The next pattern I call the “Teacher Hamster Wheel”. This pattern is how I function during a 24-hour period for 9-10 months of the year. Here’s a snapshot of a typical day.
Alarm goes off
Snooze button 2-8 times depending on the level of sleep deprivation
Coffee
Get myself ready
Get kids ready
Out the door
Pre-work work
Work work
Post-work work
Pick up kids
Make dinner (or at least a plan for dinner)
After school activities
Veg out and try to visit with my spouse until I’ve worked up enough energy to put the kids to bed
Put kids to bed
Pass out (or at least try to)
In a nutshell, wake ➡️ triage needs/responsibilities ➡️sleep ➡️repeat. A perfect recipe for burnout, exhaustion, and mental health struggles. This is the life of a human-doing, not a human-being.The final pattern I noticed, I call the “Yearly Teacher Cycle”. This is how it goes:
Back-To-School, Starting the year off excited, nervous, and hopeful. I’m excited about some of the cool new ideas you want to try. I’m excited and nervous to meet my new students. I’m hopeful and optimistic that the new self-care habits I established over the summer coupled with the new workflow procedures I created will help me to spend less time on the “Teacher Hamster Wheel” this school year. Of course, the district has some new ideas and initiatives of their own, but thankfully I have new systems in place now, so I’m confident I can handle the additional workload.

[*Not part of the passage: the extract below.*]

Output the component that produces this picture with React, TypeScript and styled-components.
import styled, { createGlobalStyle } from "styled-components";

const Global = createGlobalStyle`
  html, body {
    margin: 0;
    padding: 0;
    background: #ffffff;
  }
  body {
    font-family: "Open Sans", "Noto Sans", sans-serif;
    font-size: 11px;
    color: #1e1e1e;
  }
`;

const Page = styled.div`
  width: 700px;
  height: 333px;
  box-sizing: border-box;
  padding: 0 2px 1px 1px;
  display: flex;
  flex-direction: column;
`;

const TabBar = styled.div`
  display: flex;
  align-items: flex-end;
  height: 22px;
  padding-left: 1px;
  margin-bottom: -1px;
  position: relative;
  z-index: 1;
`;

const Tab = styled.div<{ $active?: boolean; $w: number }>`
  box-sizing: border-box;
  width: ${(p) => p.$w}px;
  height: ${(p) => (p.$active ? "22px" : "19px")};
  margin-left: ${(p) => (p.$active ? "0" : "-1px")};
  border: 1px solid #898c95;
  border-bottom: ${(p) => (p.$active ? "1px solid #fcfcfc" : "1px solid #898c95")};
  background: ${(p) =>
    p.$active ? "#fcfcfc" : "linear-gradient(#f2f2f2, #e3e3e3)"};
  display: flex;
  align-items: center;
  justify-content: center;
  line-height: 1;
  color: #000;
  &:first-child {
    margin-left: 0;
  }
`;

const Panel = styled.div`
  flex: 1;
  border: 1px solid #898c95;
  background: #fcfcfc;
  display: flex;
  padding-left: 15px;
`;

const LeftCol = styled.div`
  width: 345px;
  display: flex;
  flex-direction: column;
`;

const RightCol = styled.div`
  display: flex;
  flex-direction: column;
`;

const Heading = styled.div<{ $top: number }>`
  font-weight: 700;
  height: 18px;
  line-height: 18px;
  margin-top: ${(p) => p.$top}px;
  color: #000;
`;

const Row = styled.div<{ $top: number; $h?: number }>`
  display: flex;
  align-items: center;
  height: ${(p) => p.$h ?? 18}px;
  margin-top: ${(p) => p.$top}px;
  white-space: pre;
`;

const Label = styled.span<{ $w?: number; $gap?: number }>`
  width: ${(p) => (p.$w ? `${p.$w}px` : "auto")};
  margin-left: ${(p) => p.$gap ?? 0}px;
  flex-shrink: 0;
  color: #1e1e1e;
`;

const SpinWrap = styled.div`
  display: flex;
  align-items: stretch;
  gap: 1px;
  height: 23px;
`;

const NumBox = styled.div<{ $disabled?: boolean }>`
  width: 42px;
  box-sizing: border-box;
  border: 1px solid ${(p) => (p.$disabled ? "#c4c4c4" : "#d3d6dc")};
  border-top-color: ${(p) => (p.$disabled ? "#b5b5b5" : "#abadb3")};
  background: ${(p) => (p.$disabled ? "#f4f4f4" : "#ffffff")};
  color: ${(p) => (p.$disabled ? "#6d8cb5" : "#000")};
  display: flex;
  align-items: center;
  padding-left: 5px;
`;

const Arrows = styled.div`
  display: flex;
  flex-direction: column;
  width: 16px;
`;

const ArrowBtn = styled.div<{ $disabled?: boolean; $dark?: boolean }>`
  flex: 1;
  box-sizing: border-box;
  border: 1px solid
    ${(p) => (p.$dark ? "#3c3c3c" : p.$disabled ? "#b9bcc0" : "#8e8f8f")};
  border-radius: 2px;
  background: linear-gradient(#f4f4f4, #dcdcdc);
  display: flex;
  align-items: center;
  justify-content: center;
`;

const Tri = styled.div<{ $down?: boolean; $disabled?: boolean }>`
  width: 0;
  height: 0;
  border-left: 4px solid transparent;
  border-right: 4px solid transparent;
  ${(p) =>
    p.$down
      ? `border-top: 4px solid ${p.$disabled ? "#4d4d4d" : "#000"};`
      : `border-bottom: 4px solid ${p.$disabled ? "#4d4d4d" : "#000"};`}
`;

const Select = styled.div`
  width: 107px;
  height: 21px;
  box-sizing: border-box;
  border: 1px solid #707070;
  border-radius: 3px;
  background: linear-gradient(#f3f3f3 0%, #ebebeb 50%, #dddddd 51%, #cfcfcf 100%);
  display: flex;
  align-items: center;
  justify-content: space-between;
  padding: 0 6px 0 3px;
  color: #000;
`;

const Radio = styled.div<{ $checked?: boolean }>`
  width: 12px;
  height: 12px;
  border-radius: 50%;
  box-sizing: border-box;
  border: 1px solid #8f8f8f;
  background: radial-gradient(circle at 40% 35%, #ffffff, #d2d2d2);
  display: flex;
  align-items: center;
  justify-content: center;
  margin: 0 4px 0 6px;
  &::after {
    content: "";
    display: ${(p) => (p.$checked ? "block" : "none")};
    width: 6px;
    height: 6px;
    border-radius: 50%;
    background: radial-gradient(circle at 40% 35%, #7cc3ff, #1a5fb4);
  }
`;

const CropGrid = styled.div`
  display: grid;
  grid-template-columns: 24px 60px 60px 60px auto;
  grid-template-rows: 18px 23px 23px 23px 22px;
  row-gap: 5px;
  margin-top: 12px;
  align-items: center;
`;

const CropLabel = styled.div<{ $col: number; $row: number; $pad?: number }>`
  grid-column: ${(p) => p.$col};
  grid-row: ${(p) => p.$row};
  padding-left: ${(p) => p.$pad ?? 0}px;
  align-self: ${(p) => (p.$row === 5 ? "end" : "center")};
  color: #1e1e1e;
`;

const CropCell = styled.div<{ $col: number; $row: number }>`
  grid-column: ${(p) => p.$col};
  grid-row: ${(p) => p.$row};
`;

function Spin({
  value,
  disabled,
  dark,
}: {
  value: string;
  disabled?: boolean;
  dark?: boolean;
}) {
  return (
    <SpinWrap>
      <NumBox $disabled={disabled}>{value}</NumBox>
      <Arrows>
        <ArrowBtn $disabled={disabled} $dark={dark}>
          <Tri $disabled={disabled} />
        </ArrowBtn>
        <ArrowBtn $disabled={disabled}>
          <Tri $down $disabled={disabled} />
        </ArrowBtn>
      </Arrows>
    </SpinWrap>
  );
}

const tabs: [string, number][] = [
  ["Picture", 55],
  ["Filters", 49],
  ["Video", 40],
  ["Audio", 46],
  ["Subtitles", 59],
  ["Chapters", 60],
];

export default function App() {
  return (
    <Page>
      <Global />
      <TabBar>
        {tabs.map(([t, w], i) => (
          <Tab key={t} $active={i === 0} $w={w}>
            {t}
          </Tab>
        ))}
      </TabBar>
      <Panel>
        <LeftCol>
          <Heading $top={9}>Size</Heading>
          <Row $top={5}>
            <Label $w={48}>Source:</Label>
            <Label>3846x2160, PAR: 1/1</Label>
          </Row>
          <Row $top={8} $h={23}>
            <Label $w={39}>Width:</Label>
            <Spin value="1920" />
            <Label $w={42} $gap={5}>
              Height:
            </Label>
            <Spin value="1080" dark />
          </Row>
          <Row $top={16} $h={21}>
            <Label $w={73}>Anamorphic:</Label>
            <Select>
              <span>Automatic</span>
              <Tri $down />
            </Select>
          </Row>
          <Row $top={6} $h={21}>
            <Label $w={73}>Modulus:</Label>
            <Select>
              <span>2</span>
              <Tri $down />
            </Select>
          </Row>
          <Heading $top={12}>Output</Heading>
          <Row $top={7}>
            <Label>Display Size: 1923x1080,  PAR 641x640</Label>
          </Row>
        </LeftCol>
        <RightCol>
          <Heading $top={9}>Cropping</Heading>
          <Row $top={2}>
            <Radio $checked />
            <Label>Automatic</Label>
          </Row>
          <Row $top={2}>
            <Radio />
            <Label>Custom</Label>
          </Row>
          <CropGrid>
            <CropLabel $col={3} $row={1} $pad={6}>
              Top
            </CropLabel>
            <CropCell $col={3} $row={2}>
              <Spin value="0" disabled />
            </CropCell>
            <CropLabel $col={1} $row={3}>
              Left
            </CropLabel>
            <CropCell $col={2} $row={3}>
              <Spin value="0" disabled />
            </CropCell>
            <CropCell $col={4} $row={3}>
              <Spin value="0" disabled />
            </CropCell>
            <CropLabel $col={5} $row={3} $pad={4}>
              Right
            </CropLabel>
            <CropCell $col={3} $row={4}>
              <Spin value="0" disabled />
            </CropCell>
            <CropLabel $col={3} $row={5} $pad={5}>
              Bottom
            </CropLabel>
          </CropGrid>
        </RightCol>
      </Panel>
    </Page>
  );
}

Late Fall, October-November, the first wave of exhaustion hits. My self-care habits are nearly gone by now, many of your new workflow systems and procedures aren’t functioning as well as I hoped (if at all). I’m firmly on the “Teacher Hamster Wheel” and just holding on until Fall Break and then Winter Break when I can work on recovery, get caught up on work, and maybe enjoy some socializing.

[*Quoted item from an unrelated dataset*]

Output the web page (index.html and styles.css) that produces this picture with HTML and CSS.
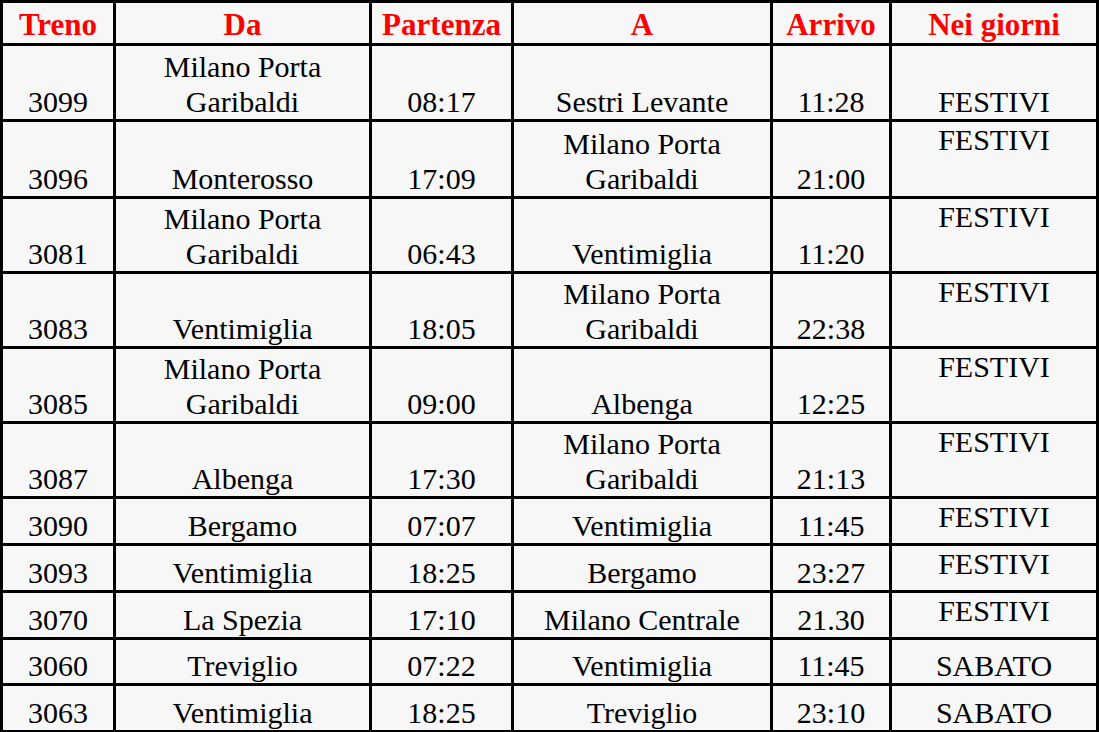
FILE: index.html
```html
<!DOCTYPE html>
<html lang="it">
<head>
<meta charset="utf-8">
<title>Orari treni</title>
<link rel="stylesheet" href="styles.css">
</head>
<body>
<table class="orari">
  <colgroup>
    <col class="c-treno">
    <col class="c-da">
    <col class="c-partenza">
    <col class="c-a">
    <col class="c-arrivo">
    <col class="c-giorni">
  </colgroup>
  <thead>
    <tr class="head">
      <th>Treno</th><th>Da</th><th>Partenza</th><th>A</th><th>Arrivo</th><th>Nei giorni</th>
    </tr>
  </thead>
  <tbody>
    <tr class="r1">
      <td>3099</td><td>Milano Porta<br>Garibaldi</td><td>08:17</td><td>Sestri Levante</td><td>11:28</td><td>FESTIVI</td>
    </tr>
    <tr class="r2">
      <td>3096</td><td>Monterosso</td><td>17:09</td><td>Milano Porta<br>Garibaldi</td><td>21:00</td><td class="top">FESTIVI</td>
    </tr>
    <tr class="r3">
      <td>3081</td><td>Milano Porta<br>Garibaldi</td><td>06:43</td><td>Ventimiglia</td><td>11:20</td><td class="top">FESTIVI</td>
    </tr>
    <tr class="r3">
      <td>3083</td><td>Ventimiglia</td><td>18:05</td><td>Milano Porta<br>Garibaldi</td><td>22:38</td><td class="top">FESTIVI</td>
    </tr>
    <tr class="r3">
      <td>3085</td><td>Milano Porta<br>Garibaldi</td><td>09:00</td><td>Albenga</td><td>12:25</td><td class="top">FESTIVI</td>
    </tr>
    <tr class="r3">
      <td>3087</td><td>Albenga</td><td>17:30</td><td>Milano Porta<br>Garibaldi</td><td>21:13</td><td class="top">FESTIVI</td>
    </tr>
    <tr class="r4">
      <td>3090</td><td>Bergamo</td><td>07:07</td><td>Ventimiglia</td><td>11:45</td><td class="top">FESTIVI</td>
    </tr>
    <tr class="r4">
      <td>3093</td><td>Ventimiglia</td><td>18:25</td><td>Bergamo</td><td>23:27</td><td class="top">FESTIVI</td>
    </tr>
    <tr class="r4">
      <td>3070</td><td>La Spezia</td><td>17:10</td><td>Milano Centrale</td><td>21.30</td><td class="top">FESTIVI</td>
    </tr>
    <tr class="r5">
      <td>3060</td><td>Treviglio</td><td>07:22</td><td>Ventimiglia</td><td>11:45</td><td>SABATO</td>
    </tr>
    <tr class="r4">
      <td>3063</td><td>Ventimiglia</td><td>18:25</td><td>Treviglio</td><td>23:10</td><td>SABATO</td>
    </tr>
  </tbody>
</table>
</body>
</html>
```

FILE: styles.css
```css
html, body {
  margin: 0;
  padding: 0;
  background: #f7f7f7;
  overflow: hidden;
}

.orari {
  box-sizing: border-box;
  width: 1099px;
  table-layout: fixed;
  border-collapse: separate;
  border-spacing: 0;
  border-top: 3px solid #000;
  border-left: 3px solid #000;
  background: #f7f7f7;
  font-family: "Liberation Serif", "Times New Roman", serif;
  color: #000;
}

.c-treno { width: 113px; }
.c-da { width: 256px; }
.c-partenza { width: 142px; }
.c-a { width: 259px; }
.c-arrivo { width: 119px; }
.c-giorni { width: 207px; }

.orari th,
.orari td {
  padding: 0;
  border-right: 3px solid #000;
  border-bottom: 3px solid #000;
  text-align: center;
  vertical-align: bottom;
  overflow: hidden;
  white-space: nowrap;
}

.orari th {
  color: #ff0000;
  font-weight: bold;
  font-size: 31px;
  line-height: 36px;
}

.orari td {
  font-size: 30px;
  line-height: 35px;
  font-weight: normal;
}

.orari td.top {
  vertical-align: top;
}

.head { height: 43px; }
.r1 { height: 76px; }
.r2 { height: 77px; }
.r3 { height: 75px; }
.r4 { height: 47px; }
.r5 { height: 46px; }
```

January. It’s only been 10-14 days, but everyone needs to relearn how to be in school, and some form of high-stakes, standardized, benchmark assessment has to be administered in two weeks.
The Long Dark Slog aka mid-January through March. Things usually go fairly smoothly here except for illnesses. Everyone seems to be in some sort routine which is nice, but everyone also takes turns being sick. Sub plans are exhausting and you need to save your PTO for when my own children are sick, so I go to school anyway as long as I can drag myself out of the house.
Spring Break is a breath of fresh air (and allergies), but I finally get to catch up on some sleep and some grading.
The Last Push, April through the Last Day of School. The older students get, it seems the less they fully return from spring break. For this reason and because of those lovely, high-stakes, standardized spring, assessments, most of us try to get 90% of our curriculum taught by early April at the latest. That last month of school feels like straight chaos and survival as both a teacher and a parent. We’ve also started packing up our classrooms because we might get 2-3 hours of contract time to do 10-12 hours worth of work.
Summer Break Part 1 is all about recovery. I’m a shell of a person at this point. I’m in full zombie mode, doom-scrolling, and binge-watching TV (usually TV shows my non-teacher friends recommended during the school year but never had time to watch). I’m only barely able to make the simplest decisions. Depending on the year, this could take 5-15 days.
Summer Break Part 2 welcomes “Summer Rachel” I’m a person again, “Want to go out to lunch?” Want to meet at the pool?” In late June and July, I’m ready to be social again. I can’t wait to see all the friends and family I missed during the school year. I do fun things with my children and spouse. I develop healthy routines and healthy eating habits. I also start casually working on plans for the next school year (about 5-10 hours a week). This is my favorite version of me. The only sad part is that I really don’t love this time of year where we live.
Summer Break Part 3 I start getting excited about Back To School. Late July into August, I begin moving back into my classroom. Just a few hours here and there. A couple of new projects, bulletin boards, seating styles, new organization, and maybe some new furniture. I also start getting new or updated systems in place to manage routine tasks and workflow that I’m certain will make this next year run much more smoothly.
Back-To-School, ...
It’s been three years since I left the classroom completely, and it’s taken that amount of time to see how much these patterns became deeply and subconsciously ingrained those patterns had become. Even being my own boss as a self-employed teacher, I accidentally recreated these patterns in my life and businesses. Now that I am aware of these patterns, I can consciously create new ones that support my vision for a more balanced and harmonious life for me and my family. I hope this post will help you do the same.